Description
Poetry. Asian American Studies. "Tsering Wangmo Dhompa's MY RICE TASTES LIKE THE LAKE echoes in the mind, mouth, and heart as its strangely calm English phrases settle into measured lines and stanzas. This is serious, beautiful, haunting work—a unique expression, in post-modern writing, of a contemporary Buddhist woman in exile, searching for a language capable of spanning her own past, present, and future. 'It is not enough to have one tongue. / It cannot point to everything / and in every direction.'"—Norman Fischer.
Author Bio
Tsering Wangmo Dhompa is the author of MY RICE TASTES LIKE THE LAKE (Apogee Press, 2011), IN THE ABSENT EVERYDAY (Apogee Press, 2005), and RULES OF THE HOUSE (Apogee Press, 2002), which was a finalist for the Asian American Literary Awards in 2003. Dhompa attended Lady Shri Ram College (Delhi University), the University of Massachusetts-Amherst, and San Francisco State University.
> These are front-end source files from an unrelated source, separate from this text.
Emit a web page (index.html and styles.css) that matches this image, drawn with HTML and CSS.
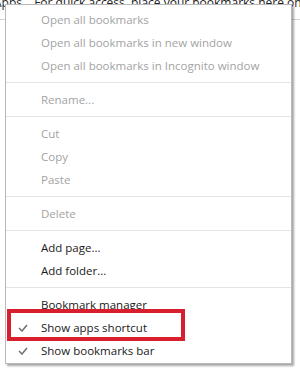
FILE: index.html
```html
<!DOCTYPE html>
<html lang="en">
<head>
    <meta charset="UTF-8">
    <meta name="viewport" content="width=device-width, initial-scale=1.0">
    <title>Bookmarks bar menu</title>
    <link rel="stylesheet" href="styles.css">
</head>
<body>
    <div class="bookmarks-bar">
        <span class="apps">Apps</span>
        <span class="hint">For quick access, place your bookmarks here on the bookmarks bar.</span>
    </div>
    <div class="context-menu">
        <div class="item disabled">Open all bookmarks</div>
        <div class="item disabled">Open all bookmarks in new window</div>
        <div class="item disabled">Open all bookmarks in Incognito window</div>
        <div class="separator"></div>
        <div class="item disabled">Rename...</div>
        <div class="separator"></div>
        <div class="item disabled">Cut</div>
        <div class="item disabled">Copy</div>
        <div class="item disabled">Paste</div>
        <div class="separator"></div>
        <div class="item disabled">Delete</div>
        <div class="separator"></div>
        <div class="item">Add page...</div>
        <div class="item">Add folder...</div>
        <div class="separator"></div>
        <div class="item">Bookmark manager</div>
        <div class="item checked highlight">
            <svg class="check" width="10" height="8" viewBox="0 0 10 8"><polyline points="1,4 4,7 9,1" fill="none" stroke="#707070" stroke-width="1.5"/></svg>
            Show apps shortcut
        </div>
        <div class="item checked">
            <svg class="check" width="10" height="8" viewBox="0 0 10 8"><polyline points="1,4 4,7 9,1" fill="none" stroke="#707070" stroke-width="1.5"/></svg>
            Show bookmarks bar
        </div>
    </div>
</body>
</html>
```

FILE: styles.css
```css
body {
    margin: 0;
    background: #fff;
    font-family: "Open Sans", "Noto Sans", Arial, sans-serif;
    font-size: 12px;
    overflow: hidden;
}
.bookmarks-bar {
    height: 14px;
    margin-top: -4px;
    padding-bottom: 9px;
    line-height: 14px;
    border-bottom: 1px solid #d4d4d4;
    color: #222;
    white-space: nowrap;
    overflow: hidden;
}
.apps {
    margin-left: -6px;
}
.hint {
    margin-left: 9px;
}
.context-menu {
    position: absolute;
    left: 5px;
    top: 4px;
    width: 285px;
    padding: 3px 0 1px;
    background: #fff;
    border: 1px solid #b9b9b9;
    box-shadow: 2px 2px 2px rgba(0, 0, 0, 0.35);
}
.item {
    position: relative;
    display: flex;
    align-items: center;
    height: 23px;
    padding-left: 35px;
    font-size: 11.5px;
    color: #1a1a1a;
    white-space: nowrap;
}
.item.disabled {
    color: #a3a3a3;
}
.item.checked .check {
    position: absolute;
    left: 12px;
    top: 8px;
}
.separator {
    height: 1px;
    margin: 5px 0;
    background: #e4e4e4;
}
.highlight::after {
    content: "";
    position: absolute;
    left: 1px;
    top: -7px;
    width: 170px;
    height: 24px;
    border: 4px solid #d71f2d;
}
```
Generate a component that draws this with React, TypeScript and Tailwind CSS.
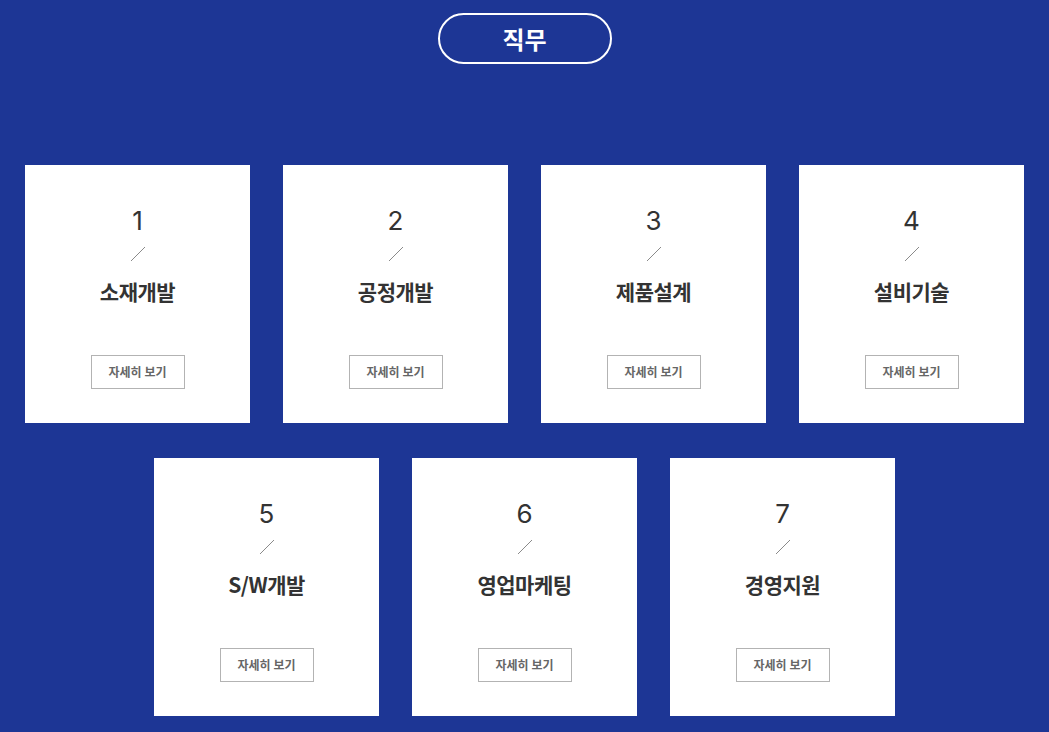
import React from 'react';

const jobs = [
  { no: 1, title: '소재개발' },
  { no: 2, title: '공정개발' },
  { no: 3, title: '제품설계' },
  { no: 4, title: '설비기술' },
  { no: 5, title: 'S/W개발' },
  { no: 6, title: '영업마케팅' },
  { no: 7, title: '경영지원' },
];

function JobCard({ no, title }: { no: number; title: string }) {
  return (
    <div className="w-[225px] h-[258px] bg-white flex flex-col items-center">
      <div className="mt-[40px] h-[32px] leading-[32px] text-[26px] font-normal text-[#333] font-['Inter','Noto_Sans',sans-serif]">
        {no}
      </div>
      {/* diagonal divider */}
      <svg className="mt-[9px]" width="16" height="16" viewBox="0 0 16 16">
        <line x1="1" y1="15" x2="15" y2="1" stroke="#8a8a8a" strokeWidth="1" />
      </svg>
      <div className="mt-[14px] h-[30px] leading-[30px] text-[21px] font-bold text-[#333] tracking-[-0.5px]">
        {title}
      </div>
      <button className="mt-[49px] w-[94px] h-[34px] border border-[#b3b3b3] text-[12px] font-bold text-[#666] bg-white">
        자세히 보기
      </button>
    </div>
  );
}

export default function App() {
  return (
    <div className="w-full min-h-[732px] bg-[#1d3695] font-['Noto_Sans_CJK_KR','Noto_Sans',sans-serif] flex flex-col items-center pt-[13px]">
      <div className="w-[174px] h-[51px] rounded-full border-2 border-white flex items-center justify-center text-white text-[24px] font-bold">
        직무
      </div>
      <div className="mt-[101px] flex flex-col items-center gap-[35px]">
        <div className="flex gap-[33px]">
          {jobs.slice(0, 4).map((j) => (
            <JobCard key={j.no} {...j} />
          ))}
        </div>
        <div className="flex gap-[33px]">
          {jobs.slice(4).map((j) => (
            <JobCard key={j.no} {...j} />
          ))}
        </div>
      </div>
    </div>
  );
}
Her publications include two chapbooks, In Writing the Names (A.Bacus, Potes & Poets Press, 2000) and Recurring Gestures (Tangram Press, 2000). She has received a Cultural Equity Grant from the Arts Commission of San Francisco, and fellowships at the MacDowell Colony and Hedgebrook. Dhompa grew up in the Tibetan exile communities of Nepal and India and now lives in San Francisco.